¹Mouvement intellectuel, littéraire et artistique remettant en cause toutes les conventions et contraintes idéologiques, esthétiques et politiques aux avant-gardes de l’avant-garde.
♦ Furies de Julie Ruocco (Actes Sud Editions, août 2021)
par Michèle Robach
Bérénice est une ancienne étudiante en archéologie dévoyée en trafiquante d’antiquités qui ressort de terre un médaillon qui va la guider dans sa quête et son cheminement intérieur. Son père, kurde, turc ou syrien mort avant qu’il ne le lui ai jamais dit, l’a nommée ainsi par amour pour Racine. Asim est un pompier syrien devenu fossoyeur à cause de la guerre, dont la soeur combat le djihad est pacifiste au début puis finira par s’armer. Le frère et la soeur ont tous deux, lorsqu’ils ont grandi, vu leur proches convulser dans la poussière. Asim passe ses journées à creuser les décombres pour en arracher des vivants à bout de souffle ou des morts surpris dans leur peur. La guerre a anéanti la Syrie après que la révolution se soit faite résistance et que la résistance se soit armée. Bérénice déterre, Asim ensevelit les morts, les deux font partie d’un peuple qui a cru dans sa révolution. Ce premier roman de Julie Ruocco est un bel hommage à ceux qui ont fait les printemps arabes et en particulier aux femmes à qui elle donne une chaire et une voix.

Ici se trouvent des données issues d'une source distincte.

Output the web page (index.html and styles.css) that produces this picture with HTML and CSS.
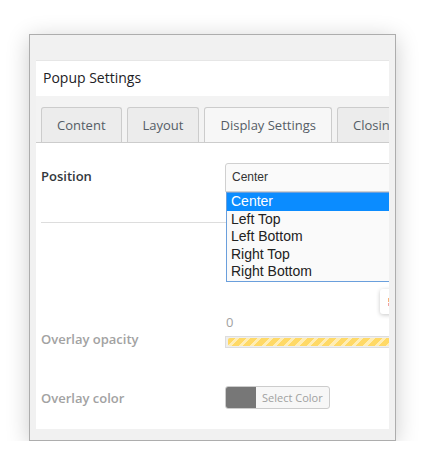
FILE: index.html
```html
<!DOCTYPE html>
<html>
<head>
<meta charset="utf-8">
<link rel="stylesheet" href="styles.css">
</head>
<body>
<div class="window">
  <div class="panel">
    <div class="header">Popup Settings</div>
    <div class="tabs">
      <div class="tab">Content</div>
      <div class="tab">Layout</div>
      <div class="tab active">Display Settings</div>
      <div class="tab">Closing</div>
    </div>
    <div class="content">
      <div class="row row-position">
        <div class="label">Position</div>
        <div class="control">
          <div class="select">Center</div>
          <ul class="dropdown">
            <li class="selected">Center</li>
            <li>Left Top</li>
            <li>Left Bottom</li>
            <li>Right Top</li>
            <li>Right Bottom</li>
          </ul>
        </div>
      </div>
      <div class="row row-opacity">
        <div class="label muted">Overlay opacity</div>
        <div class="control">
          <div class="tip"><span class="tip-mark"></span></div>
          <div class="value">0</div>
          <div class="slider"><div class="slider-fill"></div></div>
        </div>
      </div>
      <div class="row row-color">
        <div class="label muted">Overlay color</div>
        <div class="control">
          <div class="color-btn"><span class="swatch"></span><span class="color-text">Select Color</span></div>
        </div>
      </div>
    </div>
  </div>
</div>
</body>
</html>
```
FILE: styles.css
```css
html, body {
  margin: 0;
  padding: 0;
  background: #ffffff;
}
body {
  font-family: "Open Sans", "Liberation Sans", sans-serif;
  padding-top: 34px;
  padding-left: 29px;
}
.window {
  width: 353px;
  border: 1px solid #adadad;
  background: #f1f1f1;
  padding: 25px 6px 11px 6px;
  box-shadow: 0 4px 22px rgba(0, 0, 0, 0.2);
}
.panel {
  overflow: hidden;
  border-top: 1px solid #e6e6e6;
}
.header {
  background: #ffffff;
  height: 35px;
  line-height: 34px;
  padding-left: 7px;
  font-size: 14px;
  font-weight: 500;
  color: #1d2125;
  white-space: nowrap;
}
.tabs {
  display: flex;
  gap: 5px;
  background: #f3f3f3;
  padding: 11px 0 0 5px;
  border-bottom: 1px solid #cccccc;
  white-space: nowrap;
  height: 35px;
}
.tab {
  flex: none;
  height: 35px;
  box-sizing: border-box;
  line-height: 34px;
  padding: 0 15px;
  border: 1px solid #cccccc;
  border-bottom: none;
  border-radius: 3px 3px 0 0;
  background: #ececec;
  font-size: 13px;
  color: #555d66;
}
.tab.active {
  background: #f7f7f7;
}
.content {
  background: #ffffff;
  padding: 0 0 20px 5px;
}
.row {
  display: grid;
  grid-template-columns: 184px 260px;
}
.label {
  font-size: 13px;
  font-weight: 600;
  color: #32373c;
  white-space: nowrap;
}
.label.muted {
  color: #a2a2a2;
}
.control {
  position: relative;
}
.row-position {
  padding: 20px 0 30px 0;
  border-bottom: 1px solid #dddddd;
  margin-right: -100px;
}
.row-position .label {
  line-height: 26px;
}
.select {
  height: 29px;
  box-sizing: border-box;
  border: 1px solid #d0d0d0;
  border-radius: 3px 3px 0 0;
  background: #fafafa;
  font-family: "Liberation Sans", Arial, sans-serif;
  font-size: 12px;
  line-height: 27px;
  padding-left: 6px;
  color: #333333;
}
.dropdown {
  position: absolute;
  top: 29px;
  left: 1px;
  right: 0;
  margin: 0;
  padding: 0;
  list-style: none;
  border: 1px solid #6a9fdc;
  background: #fafafa;
  font-family: "Liberation Sans", Arial, sans-serif;
  font-size: 14px;
  color: #222222;
  z-index: 2;
}
.dropdown li {
  height: 17.6px;
  line-height: 17.6px;
  padding-left: 4px;
}
.dropdown li.selected {
  background: #0b8cff;
  color: #ffffff;
}
.row-opacity {
  padding-top: 90px;
}
.row-opacity .label {
  align-self: end;
  line-height: 18px;
}
.tip {
  position: absolute;
  left: 155px;
  top: -24px;
  width: 16px;
  height: 25px;
  background: #ffffff;
  border-radius: 3px;
  box-shadow: 0 1px 4px rgba(0, 0, 0, 0.22);
}
.tip-mark {
  position: absolute;
  left: 8px;
  top: 9px;
  width: 2px;
  height: 8px;
  background: linear-gradient(#f7b27a 0 45%, transparent 45% 60%, #f2a0a0 60%);
}
.value {
  font-size: 13px;
  line-height: 18px;
  color: #a2a2a2;
  padding-left: 1px;
}
.slider {
  margin-top: 5px;
  height: 12px;
  box-sizing: border-box;
  border: 1px solid #dddddd;
  background: #eeeeee;
  padding: 1px 2px;
}
.slider-fill {
  height: 8px;
  border-radius: 2px;
  background: repeating-linear-gradient(135deg, #ffd966 0 5px, #ffedb5 5px 8px);
}
.row-color {
  margin-top: 38px;
  align-items: center;
}
.row-color .label {
  line-height: 18px;
}
.color-btn {
  display: flex;
  width: fit-content;
  height: 23px;
  box-sizing: border-box;
  border: 1px solid #cccccc;
  border-radius: 3px;
  background: #f7f7f7;
  overflow: hidden;
}
.swatch {
  width: 30px;
  background: #777777;
}
.color-text {
  font-size: 11px;
  line-height: 21px;
  color: #a0a0a0;
  padding: 0 6px 0 6px;
}
```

Il ne s’agit pas seulement de la furie des hommes dans la guerre mais également de celle des femmes assoiffées de justice. Le roman est d’ailleurs dédicacé à Razan Zaitouneh, avocate militante des droits de l’homme portée disparue le 9 décembre 2013 et à celles qui ont combattu à ses côtés. Cette variation contemporaine de L’Orestie d’Eschyle est un roman bouleversant.